Although in some instances organizations use qualitative indicators, the best, most precise KPIs are quantitative indicators that are both specific and measurable, they can be represented with a number, or a simple yes/no statement and therefore are not subject to human interpretation and disagreement.

The most powerful KPIs are quantitative.

Many organizations use process indicators that measure compliance with, or the efficiency, or effectiveness of a process. Process indicators can be very informative and powerful if used in conjunction with or in the context of outcome indicators that reflect the outcome or results. Measuring results is the only real gage of effectiveness, and informs users of their progress toward the organizations mission, departmental goals and strategic goals. Measuring only process goals may feel safer to some because people can be assured that “I am doing it right” but only outcome measures really inform users as to whether they are “getting the job done.” Any initiative to develop effective KPIs should always begin with outcome measures.

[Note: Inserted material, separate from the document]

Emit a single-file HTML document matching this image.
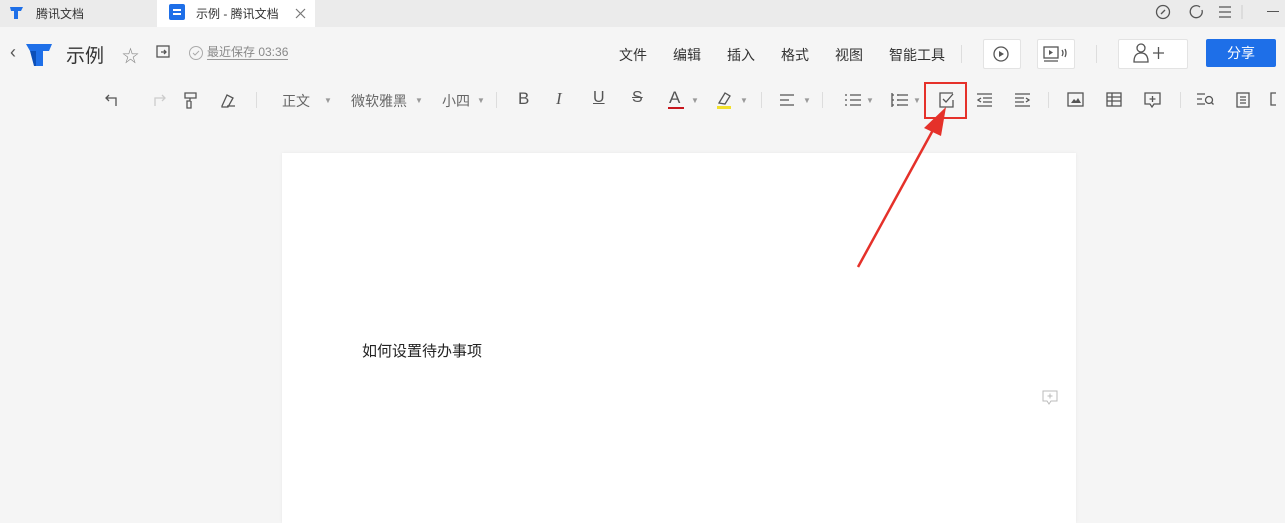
<!DOCTYPE html>
<html><head><meta charset="utf-8"><style>
body{margin:0;width:1285px;height:519px;background:#f5f5f5;font-family:"Liberation Sans","Noto Sans CJK SC",sans-serif;position:relative;overflow:hidden;color:#333}
.a{position:absolute;white-space:nowrap}
.tabbar{position:absolute;left:0;top:0;width:1285px;height:27px;background:#ebebeb}
.t{font-size:12px}
.menu{font-size:14px;color:#333}
.tb{font-size:14px;color:#666}
.ic{stroke:#555;fill:none;stroke-width:1.3}
.sep{position:absolute;width:1px;height:16px;background:#ddd;top:92px}
.caret{font-size:8px;color:#999}
</style></head><body>
<div class="tabbar"></div>
<div class="a" style="left:157px;top:0;width:158px;height:27px;background:#fff"></div>
<svg class="a" style="left:9px;top:4px" width="16" height="16"><path d="M1 3h13l-2 4h-3v8h-4v-8H2z" fill="#1e6fe8"/></svg>
<div class="a t" style="left:36px;top:5px">腾讯文档</div>
<div class="a" style="left:169px;top:4px;width:16px;height:16px;background:#1e6fe8;border-radius:2px"><div style="position:absolute;left:4px;top:5px;width:8px;height:2px;background:#fff"></div><div style="position:absolute;left:4px;top:9px;width:8px;height:2px;background:#fff"></div></div>
<div class="a t" style="left:196px;top:5px">示例 - 腾讯文档</div>
<svg class="a" style="left:295px;top:8px" width="11" height="11"><path d="M1 1l9 9M10 1l-9 9" stroke="#777" stroke-width="1.2"/></svg>
<svg class="a" style="left:1154px;top:3px" width="100" height="18"><circle cx="9" cy="9" r="6.5" class="ic"/><path d="M7 11l4-4" class="ic"/><path d="M46 4a6 6 0 1 0 2 3" class="ic"/><path d="M65 4h12M65 9h12M65 14h12" class="ic"/><path d="M88 2v14" stroke="#ccc"/></svg>
<div class="a" style="left:1267px;top:11px;width:12px;height:1px;background:#555"></div>
<!-- header -->
<div class="a" style="left:10px;top:42px;font-size:18px;color:#555">‹</div>
<svg class="a" style="left:24px;top:40px" width="30" height="27"><path d="M2 4h26l-3 7h-6v15h-7v-15H6z" fill="#1e6fe8"/><path d="M6 11h6v15h-2z" fill="#0c4fb8"/></svg>
<div class="a" style="left:66px;top:41px;font-size:19px;color:#333">示例</div>
<div class="a" style="left:122px;top:42px;font-size:17px;color:#888">☆</div>
<svg class="a" style="left:156px;top:45px" width="14" height="14"><rect x="1" y="1" width="12" height="11" class="ic" stroke="#888"/><path d="M5 7h5M8 5l2 2-2 2" class="ic"/></svg>
<svg class="a" style="left:188px;top:45px" width="16" height="16"><circle cx="8" cy="8" r="6.5" fill="none" stroke="#aaa"/><path d="M5 8l2 2 4-4" fill="none" stroke="#aaa"/></svg>
<div class="a" style="left:207px;top:45px;font-size:12px;color:#888;border-bottom:1px solid #999;line-height:14px">最近保存 03:36</div>
<div class="a menu" style="left:619px;top:45px">文件</div>
<div class="a menu" style="left:673px;top:45px">编辑</div>
<div class="a menu" style="left:727px;top:45px">插入</div>
<div class="a menu" style="left:781px;top:45px">格式</div>
<div class="a menu" style="left:835px;top:45px">视图</div>
<div class="a menu" style="left:889px;top:45px">智能工具</div>
<div class="a" style="left:961px;top:45px;width:1px;height:18px;background:#ddd"></div>
<div class="a" style="left:983px;top:39px;width:36px;height:28px;background:#fff;border:1px solid #e3e3e3;border-radius:2px"></div>
<svg class="a" style="left:992px;top:45px" width="18" height="18"><circle cx="9" cy="9" r="7" class="ic"/><path d="M7 6v6l5-3z" fill="#555"/></svg>
<div class="a" style="left:1037px;top:39px;width:36px;height:28px;background:#fff;border:1px solid #e3e3e3;border-radius:2px"></div>
<svg class="a" style="left:1043px;top:45px" width="26" height="18"><rect x="1" y="2" width="14" height="11" class="ic"/><path d="M6 5v5l4-2.5z" fill="#555"/><path d="M1 16h14M19 5q2 3 0 6M22 4q2 4 0 8" class="ic"/></svg>
<div class="a" style="left:1096px;top:45px;width:1px;height:18px;background:#ddd"></div>
<div class="a" style="left:1118px;top:39px;width:68px;height:28px;background:#fff;border:1px solid #e3e3e3;border-radius:2px"></div>
<svg class="a" style="left:1132px;top:42px" width="40" height="22"><circle cx="9" cy="6" r="4" class="ic"/><path d="M2 20q0-9 7-9t7 9z" class="ic"/><path d="M21 11h11M26.5 5v12" class="ic"/></svg>
<div class="a" style="left:1206px;top:39px;width:70px;height:28px;background:#1e6fe8;border-radius:2px;color:#fff;font-size:14px;text-align:center;line-height:28px">分享</div>
<!-- toolbar -->
<svg class="a" style="left:105px;top:90px" width="140" height="20"><path d="M4 5l-3 3 3 3M1 8h10v8" class="ic"/><path d="M57 5l3 3-3 3M60 8H50v8" stroke="#ccc" fill="none" stroke-width="1.3"/><path d="M80 3h11v5H80zM85 8v3h-3v7h4v-7" class="ic"/><path d="M117 16l5-11 6 3-5 9h-6zM122 16h8" class="ic"/></svg>
<div class="sep" style="left:256px"></div>
<div class="a tb" style="left:282px;top:91px">正文</div><div class="a caret" style="left:324px;top:96px">▼</div>
<div class="a tb" style="left:351px;top:91px">微软雅黑</div><div class="a caret" style="left:415px;top:96px">▼</div>
<div class="a tb" style="left:442px;top:91px">小四</div><div class="a caret" style="left:477px;top:96px">▼</div>
<div class="sep" style="left:496px"></div>
<div class="a" style="left:518px;top:89px;font-size:17px;color:#555">B</div>
<div class="a" style="left:556px;top:89px;font-size:17px;color:#555;font-family:'Liberation Serif';font-style:italic">I</div>
<div class="a" style="left:593px;top:89px;font-size:16px;color:#555;text-decoration:underline">U</div>
<div class="a" style="left:632px;top:89px;font-size:16px;color:#555;text-decoration:line-through">S</div>
<div class="a" style="left:669px;top:88px;font-size:17px;color:#555">A</div>
<div class="a" style="left:668px;top:107px;width:16px;height:2px;background:#c8161d"></div><div class="a caret" style="left:691px;top:96px">▼</div>
<svg class="a" style="left:716px;top:90px" width="20" height="20"><path d="M3 13l6-10 5 3-5 8z" class="ic"/><rect x="1" y="16" width="14" height="3" fill="#f2e02a"/></svg><div class="a caret" style="left:740px;top:96px">▼</div>
<div class="sep" style="left:761px"></div>
<svg class="a" style="left:779px;top:92px" width="120" height="16"><path d="M1 3h14M1 8h9M1 13h14" class="ic"/><path d="M66 3h2M66 8h2M66 13h2M71 3h11M71 8h11M71 13h11" class="ic"/><path d="M113 3h2M113 8h2M113 13h2M118 3h11M118 8h11M118 13h11" class="ic"/></svg>
<div class="a caret" style="left:803px;top:96px">▼</div>
<div class="sep" style="left:822px"></div>
<div class="a caret" style="left:866px;top:96px">▼</div>
<svg class="a" style="left:890px;top:92px" width="20" height="16"><path d="M2 1v14M7 3h11M7 8h11M7 13h11" class="ic"/></svg>
<div class="a caret" style="left:913px;top:96px">▼</div>
<svg class="a" style="left:938px;top:91px" width="18" height="18"><path d="M15 2H2v14h13V9" class="ic"/><path d="M5 8l3 3 7-8" class="ic"/></svg>
<svg class="a" style="left:976px;top:92px" width="60" height="16"><path d="M1 2h15M7 6h9M7 10h9M1 14h15M5 6l-3 2 3 2" class="ic"/><path d="M39 2h15M39 6h9M39 10h9M39 14h15M50 6l3 2-3 2" class="ic"/></svg>
<div class="sep" style="left:1048px"></div>
<svg class="a" style="left:1066px;top:91px" width="210" height="18"><rect x="2" y="2" width="15" height="13" class="ic"/><path d="M5 12l3-4 2 2 2-3 3 5z" fill="#555"/><rect x="41" y="2" width="14" height="13" class="ic"/><path d="M41 6h14M41 10h14M46 2v13" class="ic"/><path d="M79 2h15v11h-6l-2 3-2-3h-5z" class="ic"/><path d="M86.5 5v6M83.5 8h6" class="ic"/><path d="M131 3h8M131 8h5M131 13h8" class="ic"/><circle cx="143" cy="9" r="3.5" class="ic"/><path d="M145.5 11.5l2 2" class="ic"/><rect x="171" y="2" width="12" height="14" class="ic"/><path d="M174 6h6M174 9h6M174 12h6" class="ic"/><path d="M205 2h10v12h-10z" class="ic"/></svg>
<div class="sep" style="left:1180px"></div>
<div class="a" style="left:924px;top:82px;width:39px;height:33px;border:2px solid #e5312a"></div>
<div class="a" style="left:282px;top:153px;width:794px;height:370px;background:#fff;box-shadow:0 0 3px rgba(0,0,0,0.06)"></div>
<div class="a" style="left:362px;top:340px;font-size:15px;color:#222">如何设置待办事项</div>
<svg class="a" style="left:1041px;top:389px" width="18" height="18"><path d="M2 2h14v10h-6l-2 3-2-3H2z" fill="none" stroke="#bbb"/><path d="M9 4.5v5M6.5 7h5" stroke="#bbb"/></svg>
<svg class="a" style="left:0;top:0" width="1285" height="519"><path d="M858 267L933 130" stroke="#e5312a" stroke-width="2.5"/><path d="M946 107L924 128l17 8z" fill="#e5312a"/></svg>
</body></html>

There are 2 distinct types of outcome indicators: lagging indicators and leading indicators:

  • Lagging indicators measure the ultimate success or failure of the goal post hoc, or after the conclusion of activities.

  • Leading indicators measure the potential success or failure well in advance of the ultimate (lagging) outcome measure.

In addition, input indicators that measure the amount of resources consumed during the generation of the outcome are critical in ensuring that an activity, process or project is sustainable.

Once the categories of KPIs have been established, future targets must be declared. Targeted KPIs have a timeframe in the future. They can be 5 years, 1 year, quarterly, monthly, weekly… even hourly.

In order for KPIs to be effective, one individual must promise to be accountable for ensuring that the future targeted KPI is achieved.